01 April 2020

After long-running legal action, the UK Supreme Court has decided that companies should not be held vicariously liable for the actions of rogue employees who leak personal data for their own purposes. In doing so, it reversed previous decisions by the High Court and the Court of Appeal.

Supreme Court Crest 480x665The decision turned on the facts of the case that involved supermarket chain Morrisons and a former member of their internal audit team, Andrew Skelton - now languishing in jail. It was found that as there wasn’t a close connection between the acts of their former employee and the normal work he did for the Company, his employer could not be held liable.

In other words, an employer is not liable where an employee is not engaged in furthering the employer's business, but is instead acting for his or her own purposes.  The employee becomes a data controller of the data involved, when using it for his or her own purposes and perhaps causing the employer to suffer a data breach.  This shows that while the employee's employment gave him the opportunity to commit the data breach, this fact alone was not enough to implicate his employer.

As the breach occurred back in 2013, the case was brought under the Data Protection Act 1998, but that act's subsequent replacement by the 2018 Act and the GDPR would not seem to fundamentally affect the basis for the judgement.

While this decision may come as a welcome relief to businesses, the facts of the case were crucial in determining liability and it does not mean that employers can never be vicariously liable for data breaches caused by their employees.
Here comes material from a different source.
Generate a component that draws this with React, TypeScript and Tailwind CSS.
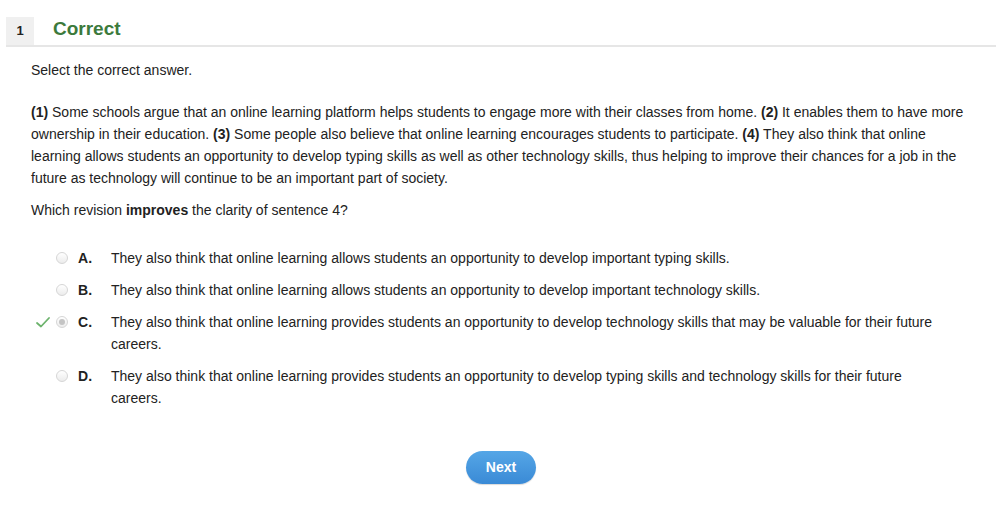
import React from 'react';

const options = [
  { key: 'A', text: 'They also think that online learning allows students an opportunity to develop important typing skills.' },
  { key: 'B', text: 'They also think that online learning allows students an opportunity to develop important technology skills.' },
  { key: 'C', text: 'They also think that online learning provides students an opportunity to develop technology skills that may be valuable for their future careers.', selected: true },
  { key: 'D', text: 'They also think that online learning provides students an opportunity to develop typing skills and technology skills for their future careers.' },
];

function Radio({ checked }: { checked?: boolean }) {
  return (
    <span className="w-[12px] h-[12px] rounded-full border border-[#d6d6d6] bg-gradient-to-b from-white to-[#ececec] flex items-center justify-center shrink-0">
      {checked && <span className="w-[6px] h-[6px] rounded-full bg-[#c4c4c4]" />}
    </span>
  );
}

function Check() {
  return (
    <svg width="14" height="11" viewBox="0 0 14 11" fill="none">
      <path d="M1 6 L5 9.5 L13 1" stroke="#6cb36c" strokeWidth="1.8" strokeLinecap="round" strokeLinejoin="round" />
    </svg>
  );
}

export default function App() {
  return (
    <div className="w-[1004px] h-[530px] bg-white text-[#222] font-['Liberation_Sans',Arial,sans-serif] pt-[17px] px-[6px]">
      {/* header */}
      <div className="flex items-stretch h-[30px] border-b-2 border-[#e6e6e6] mr-[2px]">
        <div className="w-[28px] bg-[#f0f0f0] flex items-center justify-center text-[13px] font-bold">1</div>
        <div className="pl-[19px] text-[19px] font-bold text-[#3c7a3c] leading-[24px]">Correct</div>
      </div>

      <div className="pl-[25px] pr-[30px] text-[14px] leading-[22px]">
        <p className="mt-[12px]">Select the correct answer.</p>

        <p className="mt-[20px]">
          <b>(1)</b> Some schools argue that an online learning platform helps students to engage more with their classes from home. <b>(2)</b> It enables them to have more ownership in their education. <b>(3)</b> Some people also believe that online learning encourages students to participate. <b>(4)</b> They also think that online learning allows students an opportunity to develop typing skills as well as other technology skills, thus helping to improve their chances for a job in the future as technology will continue to be an important part of society.
        </p>

        <p className="mt-[10px]">
          Which revision <b>improves</b> the clarity of sentence 4?
        </p>

        <div className="mt-[26px] flex flex-col gap-[10px]">
          {options.map((o) => (
            <div key={o.key} className="flex items-start">
              <div className="w-[25px] h-[22px] pl-[5px] flex items-center shrink-0">
                {o.selected && <Check />}
              </div>
              <div className="h-[22px] flex items-center w-[22px] shrink-0">
                <Radio checked={o.selected} />
              </div>
              <div className="w-[33px] font-bold shrink-0">{o.key}.</div>
              <div className="w-[830px]">{o.text}</div>
            </div>
          ))}
        </div>
      </div>

      <div className="flex justify-center mt-[42px]">
        <button className="w-[70px] h-[33px] rounded-full bg-gradient-to-b from-[#55a6e6] to-[#3a8ad6] text-white text-[14px] font-bold shadow-[0_1px_1px_rgba(0,0,0,0.15)] ml-[-2px]">
          Next
        </button>
      </div>
    </div>
  );
}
It only means that employers are not vicariously liable if the employees' acts are so well outside their duties that their actions can no longer be regarded as being done in the ordinary course of employment.

Companies should also note that, whatever the facts concerning an employee's actions, they can be held separately liable under current legislation if there is a data breach and they haven't taken sufficient technical and other security measures to protect the personal data that is subject to that breach.